Four big wines for four cold nights. Some okay, some much better, but these four cover a lot of tastes. Enjoy.
2011 Ventisquero Carmenere Maipo Valley "Grey" $20
Talk about a 180! Sharp green notes on the nose - characteristic of most South American reds - carry through to the palate. Medium-bodied with tightly integrated tannins - on its own it's comparatively lean and austere. But pour this with hearty seasoned fare like lamb tagine and it comes alive. What's emerged with the food is a completely different animal than before. Plush, refined, and elegant. Irresistible finesse without betraying its provenance. (Two notes: First, this wine was a sample. Second, after reviewing it, I had it by the glass at a wine bar where it had been open some time. The time open really allowed it to soften and become more approachable independent of food.)
2010 Sivas Sonoma Cabernet Sonoma County $17
From Greg Kitchens, magician/winemaker at Don & Sons (makers of the Crusher, Aquinas, Pepperwood Grove, Smoking Loon and others) comes this broadsided Cab. In typical Don & Sons fashion, it's large, extracted, and enjoying a generous dose of oak.

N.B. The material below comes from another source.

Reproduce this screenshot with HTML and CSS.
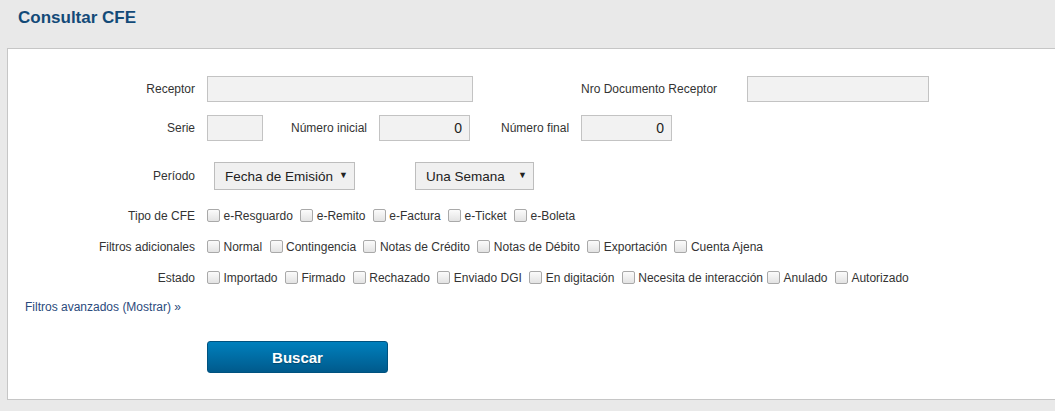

Also in keeping with their typical fashion, some will find this to be like most of their other wines - overblown, rich, and somewhat cloying on the finish. If that sound like criticism, it's not necessarily meant to be - this is a $17 Sonoma Cab that delivers a lot of heft for the buck.
2012 Chalone Pinot Noir Gavilan $20
Gavilan is a new label for Chalone starting with the 2012 vintage sourcing from the estate. I'd heard talk of the 2011 Chaline Pinot being noteworthy and figured the 2012 vintage would only be better. I was wrong. This is a different product made with a different approach. Catering to the sugar lovers out there, it smacks of unfermented fruit upfront - a fleeing that just doesn't shake through the finish, or with time decanted. If you like Apothic Red and want to try a Pinot, this is for you.
Finally, we have....
2010 La Atalaya Granacha Almansa $17
If you like your reds unapologetically massive and lacking in restraint of any kind, this could be right up your alley. Big, brawny, and with a big backside structure, this is so rich, you may find yourself wincing at cork's pull. What's telling is how enjoyable this wine was on day two - softening (a little) and making the approach less like knocking on the door at Buckingham Palace. A lot of wine for the money.